Most people believe that emotions are caused by events. They are in fact caused by our interpretations of events, sometimes so quickly as to be below the level of consciousness. How we think about something greatly affects what we feel, also, how we think about ourselves and the situation will determine how we express what we are feeling.

It is generally believed that both men and women feel the full range of feelings, but that men are either physiologically or socially wired to express their feelings differently. Researchers lean toward the theory that boys aren’t socialized to show and express their feelings in their developmental years, except through competitive sports, therefore, men tend to be able to express their ‘negative’ emotions such as anger and rage easier than their gentler and more tender feelings.

According to Tara Bennett-Goleman there are ten basic emotional styles that could be hurting your relationships, and ultimately keeping you from living your best life; these are: Abandonment, Entitlement, Subjugation, Exclusion, Mistrust, Failure, Unlovability, Perfectionism, Deprivation, and Vulnerability. Each of these emotional styles is based on one’s thoughts about themselves and their world—real or imagined. Most of these thoughts are unconscious and were acquired during one’s developing years through their interactions with their family and the society they grew up in.
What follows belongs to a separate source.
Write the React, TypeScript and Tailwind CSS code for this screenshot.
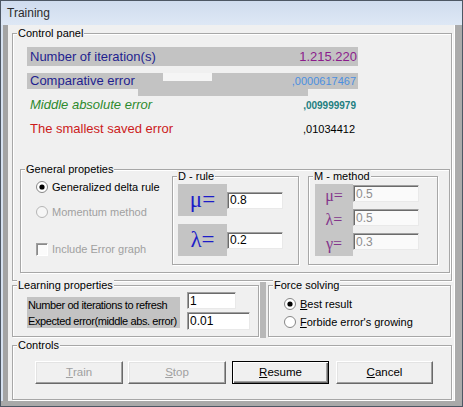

Both partners must know themselves well enough to know what baggage, if any, they are bringing into the relationship. The older the individuals are, the more likelihood of unresolved issues from childhood and hurts from past relationships. There never will be a time when we are ever completely free from life experiences that have negatively impacted us, but an awareness of what those issues are can greatly improve one’s chances of having a happy, healthy, fulfilling relationship. If both parties can each take ownership of their own issues without projecting their ‘stuff’ onto their partner the relationship can succeed.

 

Questions To Ask Yourself About Your Own Emotional Style

 

  1. Am I aware of my feelings?
  2. How do I express what I’m feeling?
  3. Do I tend to react or retreat during a conflict?
  4. How do I handle stress?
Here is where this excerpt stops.